В одиночку ходить к проруби мало пользы, разольешь, расплещешь половину, а то и с порожней посудиной вернешься. Ступенчатый пандус превратился в ледяную горку, вокруг проруби — высокий ледяной барьер, вода точно в кратере заоблачного вулкана. Люди на карачках и ползком к воде подбираются, обратный же путь не всякий осиливает.
Леку отпустили домой на другой день. Он пришел, как обычно, не с пустыми руками. Дровину на веревочке приволок и кашу принес в банке из-под компота.
— Сына, — расстроилась мама, — зачем же ты. На станке работаешь, силы нужны, а ты вон какой — кожа да кости. Так еще еду от себя отрываешь.

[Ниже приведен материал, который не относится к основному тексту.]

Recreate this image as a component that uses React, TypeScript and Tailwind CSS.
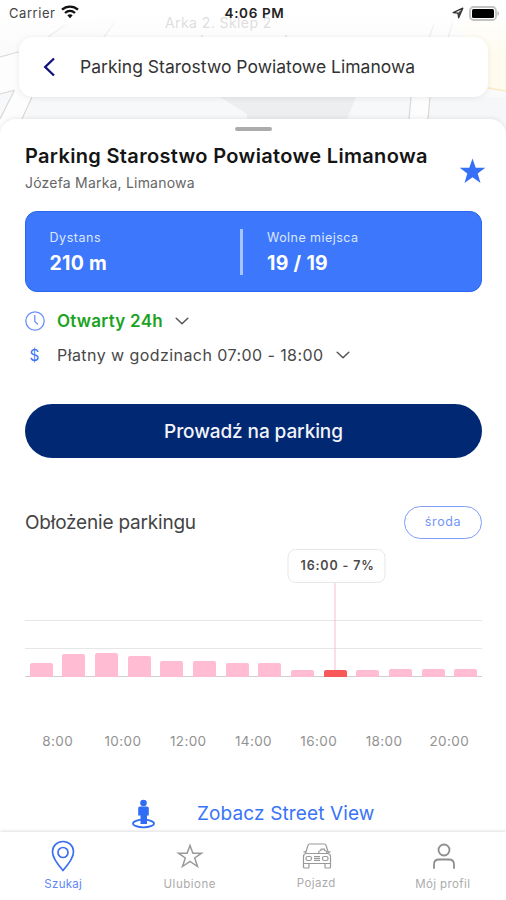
import React from "react";

const bars = [14, 23, 24.5, 21, 16, 16, 14.5, 14.5, 7, 7, 7.5, 8, 8, 8];
const hours = ["8:00", "10:00", "12:00", "14:00", "16:00", "18:00", "20:00"];
const ACTIVE_BAR = 9;

function MapBackdrop() {
  return (
    <svg className="absolute inset-0 h-full w-full" viewBox="0 0 506 140" preserveAspectRatio="none">
      <defs>
        <linearGradient id="fade" x1="0" y1="0" x2="0" y2="1">
          <stop offset="0" stopColor="#fff" stopOpacity="1" />
          <stop offset="0.14" stopColor="#fff" stopOpacity="0.85" />
          <stop offset="0.4" stopColor="#fff" stopOpacity="0" />
        </linearGradient>
      </defs>
      <rect width="506" height="140" fill="#fafafa" />
      <path d="M0 57L45 40L70 22L120 18L105 37L60 60L0 90Z" fill="#f7f7f7" />
      <path d="M0 57L22 51V90L0 95Z" fill="#fdfdfd" />
      <path d="M15 90L32 97L23 140H0V119Z" fill="#fdfdfd" />
      <path d="M0 94L15 90L0 119Z" fill="#f6f8f9" />
      <path d="M32 97H220L247 114V140H18Z" fill="#f6f8fa" />
      <path d="M220 97H356L347 122H247V114Z" fill="#eceef0" />
      <path d="M356 97H411L409 140H342L347 119Z" fill="#f6f8fa" />
      <path d="M430 97H506V140H426Z" fill="#f5f7f9" />
      <path d="M455 20H506V91L486 89Z" fill="#fffbee" />
      <path d="M488 88L506 91" stroke="#fbe9c4" strokeWidth="1.5" />
      <path d="M411 97H430L428 122H409Z" fill="#fdfdfd" />
      <path d="M0 57L22 51M48 37L65 25M104 37L115 22M0 94L15 90M14 91L0 119M32 97L22 119" stroke="#d8d8d8" strokeWidth="1.2" fill="none" />
      <path d="M411 97L409 119M430 97L428 119M434 24L429 38M453 22L448 38" stroke="#d8d8da" strokeWidth="1.2" fill="none" />
      <path d="M201 36H203M285 36H287" stroke="#aaa" strokeWidth="1" />
      <rect width="506" height="140" fill="url(#fade)" />
    </svg>
  );
}

function StatusBar() {
  return (
    <div className="relative flex h-[27px] items-center justify-between pr-[6px] pl-[9px]">
      <div className="flex w-[160px] items-center gap-[6px]">
        <span className="text-[13px] tracking-[0.55px] text-[#444]">Carrier</span>
        <svg className="-mt-[3px] h-[14px] w-[18px]" viewBox="0 0 18 14" fill="none" stroke="#111" strokeWidth="2.300">
          <path d="M1 4.700C5.500 .500 12.500 .500 17 4.700" />
          <path d="M4 8C7 5.300 11 5.300 14 8" />
          <path d="M6.300 10.300C8 9 10 9 11.700 10.300L9 13.300Z" fill="#111" stroke="none" />
        </svg>
      </div>
      <span className="text-[13.500px] font-semibold tracking-[0.65px] text-[#222]">4:06 PM</span>
      <div className="flex w-[160px] items-center justify-end gap-[5px]">
        <svg className="-mt-[2px] h-[12px] w-[12px]" viewBox="0 0 12 12">
          <path d="M1.200 5.600L10.800 1.200L6.700 10.800L5.900 6.200Z" fill="none" stroke="#333" strokeWidth="1.300" strokeLinejoin="round" />
          <path d="M6 6L10.800 1.200L6.700 10.800Z" fill="#444" />
        </svg>
        <svg className="-mt-[1px] h-[15px] w-[31px]" viewBox="0 0 31 15">
          <rect x="1" y="1" width="26" height="13" rx="3.500" fill="#fff" stroke="#c2c2c2" strokeWidth="1.800" />
          <rect x="3" y="3" width="22" height="9" rx="1.500" fill="#000" />
          <path d="M28.500 5V10C30.500 9 30.500 6 28.500 5Z" fill="#b5b5b5" />
        </svg>
      </div>
    </div>
  );
}

function Chevron({ className }: { className: string }) {
  return (
    <svg className={className} viewBox="0 0 14 8" fill="none" stroke="#555" strokeWidth="1.500" strokeLinecap="round" strokeLinejoin="round">
      <path d="M1.200 1.200L7 6.700L12.800 1.200" />
    </svg>
  );
}

function Chart() {
  return (
    <div className="mt-[81px]">
      <div className="relative h-[57px]">
        <div className="absolute inset-x-0 top-0 h-px bg-[#e6e6e6]" />
        <div className="absolute inset-x-0 top-[28px] h-px bg-[#e6e6e6]" />
        <div className="absolute inset-x-0 bottom-0 h-px bg-[#cfcfcf]" />
        <div className="relative flex h-full items-end">
          {bars.map((height, i) => (
            <div key={i} className="relative flex flex-1 items-end justify-center">
              {i === ACTIVE_BAR && (
                <div className="absolute bottom-0 left-1/2 flex -translate-x-1/2 flex-col items-center">
                  <div className="ml-[3px] flex h-[34px] w-[98px] items-center justify-center rounded-[8px] border-[1.5px] border-[#e7e7e7] bg-white pt-px pl-[2px] text-[12.5px] font-semibold tracking-[0.85px] whitespace-nowrap text-[#4a4a4a]">
                    16:00 - 7%
                  </div>
                  <div className="h-[94px] w-[1.5px] bg-[#fbbdd0]" />
                </div>
              )}
              <div
                className={`relative w-[23px] rounded-t-[2px] ${i === ACTIVE_BAR ? "bg-[#f9585b]" : "bg-[#ffbcd2]"}`}
                style={{ height }}
              />
            </div>
          ))}
        </div>
      </div>
      <div className="mt-[54px] flex h-[20px] items-center">
        {hours.map((hour) => (
          <span key={hour} className="flex-1 text-center text-[13.500px] tracking-[0.4px] text-[#929292]">{hour}</span>
        ))}
      </div>
    </div>
  );
}

function PinIcon() {
  return (
    <svg className="h-[32px] w-[26px]" viewBox="0 0 26 32" fill="none" stroke="#3c70f2" strokeWidth="1.700">
      <path d="M13 30.500C9 26 2.500 18 2.500 11.800C2.500 5.900 7.200 1.500 13 1.500S23.500 5.900 23.500 11.800C23.500 18 17 26 13 30.500Z" strokeLinejoin="round" />
      <circle cx="13" cy="12.500" r="5" />
    </svg>
  );
}

function StarIcon() {
  return (
    <svg className="h-[26px] w-[28px]" viewBox="0 0 28 26" fill="none" stroke="#999" strokeWidth="1.500">
      <path d="M14 2.500L16.900 10.200H25.500L18.700 15L21.500 23.500L14 18.400L6.500 23.500L9.300 15L2.500 10.200H11.100Z" />
    </svg>
  );
}

function CarIcon() {
  return (
    <svg className="ml-[2px] h-[28px] w-[30px]" viewBox="0 0 30 28" fill="none" stroke="#999" strokeWidth="1.200" strokeLinejoin="round">
      <path d="M3.500 11.500L6 3.200Q6.400 2 7.600 2H22.400Q23.600 2 24 3.200L26.500 11.500" />
      <path d="M1.500 21.500V14.500Q1.500 11.500 4.500 11.500H25.500Q28.500 11.500 28.500 14.500V21.500Z" />
      <path d="M1.500 9.800H4M26 9.800H28.500M1.500 21.500V25Q1.500 26 2.500 26H6Q7 26 7 25V21.500M23 21.500V25Q23 26 24 26H27.500Q28.500 26 28.500 25V21.500" />
      <rect x="4" y="14.500" width="5.500" height="4" rx="1.800" />
      <rect x="20.500" y="14.500" width="5.500" height="4" rx="1.800" />
      <path d="M12 14.700H18M12 16.500H18M12 18.300H18M16.500 11.500C16.500 9.500 18 8.500 19 8.500V7.200H22.500V8.500C24 8.500 25 9.500 25 11.500" />
    </svg>
  );
}

function ProfileIcon() {
  return (
    <svg className="ml-[2px] h-[28px] w-[26px]" viewBox="0 0 26 28" fill="none" stroke="#8e8e8e" strokeWidth="1.800" strokeLinecap="round">
      <circle cx="13" cy="8" r="5.500" />
      <path d="M3 26V22.500Q3 17.500 8 17.500H18Q23 17.500 23 22.500V26" />
    </svg>
  );
}

const tabs = [
  { label: "Szukaj", icon: <PinIcon />, style: "text-[#5d86f8] tracking-[0.3px]" },
  { label: "Ulubione", icon: <StarIcon />, style: "text-[#ababab] tracking-[0.5px]" },
  { label: "Pojazd", icon: <CarIcon />, style: "relative -top-px text-[#ababab] tracking-[0.4px]" },
  { label: "Mój profil", icon: <ProfileIcon />, style: "text-[#ababab] tracking-[0.4px]" },
];

export default function App() {
  return (
    <div className="relative flex h-[900px] w-[506px] flex-col overflow-hidden bg-white font-['Inter','Liberation_Sans',sans-serif]">
      <div className="absolute inset-x-0 top-0 h-[140px]">
        <MapBackdrop />
        <span className="absolute top-[12px] left-[165px] text-[14px] tracking-[0.42px] whitespace-nowrap text-[#dedede]">Arka 2. Sklep 2</span>
      </div>
      <StatusBar />
      <header className="relative mt-[10px] mr-[18px] ml-[19px] flex h-[60px] shrink-0 items-center rounded-[14px] bg-white shadow-[0_1px_6px_rgba(0,0,0,0.08)]">
        <svg className="ml-[24px] h-[20px] w-[13px]" viewBox="0 0 13 20" fill="none" stroke="#10107c" strokeWidth="2.300">
          <path d="M11 1.500L2.200 10L11 18.500" />
        </svg>
        <span className="ml-[24px] text-[17.500px] tracking-[0.02px] whitespace-nowrap text-[#333]">Parking Starostwo Powiatowe Limanowa</span>
      </header>

      <main className="relative mt-[22px] flex h-[713px] shrink-0 flex-col rounded-t-[16px] bg-white pr-[24px] pl-[25px] shadow-[0_-1px_4px_rgba(0,0,0,0.08)]">
        <div className="mt-[8px] h-[4px] w-[37px] shrink-0 self-center rounded-full bg-[#acacac]" />
        <div className="mt-[13px] flex h-[50px] shrink-0 justify-between">
          <div>
            <h1 className="h-[24px] text-[20px] leading-[24px] font-semibold tracking-[0.33px] whitespace-nowrap text-[#151515]">Parking Starostwo Powiatowe Limanowa</h1>
            <p className="mt-[5px] h-[20px] text-[14px] leading-[20px] tracking-[0.2px] text-[#666]">Józefa Marka, Limanowa</p>
          </div>
          <svg className="mt-[14px] mr-[-4px] h-[26px] w-[27px]" viewBox="0 0 27 26" fill="#3570f6">
            <path d="M13.500 0.500L16.700 9.700H26.300L18.700 15.500L21.500 25L13.500 19.300L5.500 25L8.300 15.500L0.700 9.700H10.300Z" />
          </svg>
        </div>

        <section className="mt-[17px] flex h-[81px] shrink-0 items-center rounded-[12px] border border-[#2b66f3] bg-[#3d77fb] pl-[23.500px] text-white">
          <div className="w-[190.500px] pt-px">
            <div className="text-[12.500px] leading-[18px] tracking-[0.55px] text-[#dce7ff]">Dystans</div>
            <div className="mt-[3px] text-[19.500px] leading-[26px] font-bold tracking-[0.25px]">210 m</div>
          </div>
          <div className="h-[46px] w-[3px] bg-[#a9c3fd]" />
          <div className="ml-[24px] pt-px">
            <div className="text-[12.500px] leading-[18px] tracking-[0.45px] text-[#dce7ff]">Wolne miejsca</div>
            <div className="mt-[3px] text-[19.500px] leading-[26px] font-bold tracking-[0.3px]">19 / 19</div>
          </div>
        </section>

        <div className="mt-[17px] flex h-[24px] shrink-0 items-center">
          <svg className="h-[20px] w-[20px]" viewBox="0 0 20 20" fill="none" stroke="#6b93f8" strokeWidth="1.300">
            <circle cx="10" cy="10" r="9.200" />
            <path d="M9.800 4V10.500L13 13.500" />
          </svg>
          <span className="ml-[12px] pt-px text-[17px] font-semibold tracking-[0.25px] text-[#1ba31f]">Otwarty 24h</span>
          <Chevron className="ml-[12px] h-[8px] w-[14px]" />
        </div>
        <div className="mt-[10px] flex h-[24px] shrink-0 items-center">
          <span className="w-[19px] pt-px text-center text-[15.500px] text-[#3b74f7]">$</span>
          <span className="ml-[13px] text-[16px] tracking-[0.43px] whitespace-nowrap text-[#484848]">Płatny w godzinach 07:00 - 18:00</span>
          <Chevron className="ml-[12px] h-[8px] w-[14px]" />
        </div>

        <button className="mt-[37px] h-[54px] shrink-0 rounded-full bg-[#002873] pt-[2px] text-[19px] font-medium tracking-[-0.1px] text-[#f2f4fa]">Prowadź na parking</button>

        <div className="mt-[48px] flex h-[33px] shrink-0 items-center justify-between">
          <h2 className="pt-px text-[19px] tracking-[-0.2px] text-[#444]">Obłożenie parkingu</h2>
          <button className="-mt-px h-[33px] w-[78px] rounded-full border-[1.5px] border-[#809cf8] pt-px text-[12.500px] tracking-[0.6px] text-[#7195f8]">środa</button>
        </div>
        <Chart />
        <a className="mt-[47px] flex h-[32px] items-center pl-[106px]">
          <svg className="h-[30px] w-[25px]" viewBox="0 0 25 30">
            <ellipse cx="12.500" cy="24.500" rx="10.500" ry="3.800" fill="none" stroke="#316df4" strokeWidth="1.800" />
            <circle cx="12.500" cy="4" r="3.300" fill="#316df4" />
            <path d="M7.200 9Q7.200 7.500 9 7.500H16Q17.800 7.500 17.800 9V16.500H16V25H9.500V16.500H7.200Z" fill="#316df4" />
          </svg>
          <span className="ml-[41px] text-[19px] tracking-[0.13px] text-[#3974f8]">Zobacz Street View</span>
        </a>
      </main>

      <nav className="relative flex flex-1 bg-white shadow-[0_-1px_3px_rgba(0,0,0,0.13)]">
        {tabs.map(({ label, icon, style }) => (
          <div key={label} className="flex flex-1 flex-col items-center pt-[8px]">
            <div className="flex h-[32px] items-center">{icon}</div>
            <span className={`mt-[3px] text-[11.500px] leading-[18px] ${style}`}>{label}</span>
          </div>
        ))}
      </nav>
    </div>
  );
}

— Все чин чином, — заверил Лека, — не беспокойся, мама.
Но она не успокоилась, строго, как могла строго, приказала:
— Больше чтоб я таких баночек не видела, Леонид.
— Другие предложения и просьбы? — отшутился Лека. — Нет? Следовательно…
— Не свободен, — остановила мама. — Сходи за водичкой, сына.
Таня вызвалась помочь. Кому-то посторожить надо. За раз два ведерка от проруби наверх не вытащить: круто и скользко. А воды много надо, на всех Савичевых.
— Осторожно на лестнице, — напомнила мама.
— Так я же не первый раз.
Все ступени замусорены, в наледи, на лестничных площадках свалка замерзших нечистот и хлама, сам черт ногу сломит.
Таня осторожно поднялась на второй этаж и вошла в квартиру. Квартира большая, коммунальная, до войны четыре семьи проживали, кроме братьев Савичевых. Алексей и Василий Родионовичи занимали одну комнату, сразу направо от входной двери.
В узком коридоре темно, как в пещере. Таня на ощупь нашла медную ручку, подергала, объявила громко:
— Это я.
Не дядей испугать боязно внезапным появлением. Самой страшно: вдруг не отзовутся…
В ответ невнятный, но все-таки живой звук.
— Это я, — повторила Таня, уже войдя в длинную комнату с наглухо запечатанным окном.
Желтый мотылек коптилки тускло подрагивал, отражаясь в запыленных дверцах книжных шкафов, в остекленной раме с литографией «Сикстинской мадонны».
От верхней вьюшки высокой круглой печи шел вниз дымоход, сочленяя «голландку» с «буржуйкой». Печь казалась Тане похожей на трубу океанского парохода, а железная времянка на коротких ножках — на собаку таксу.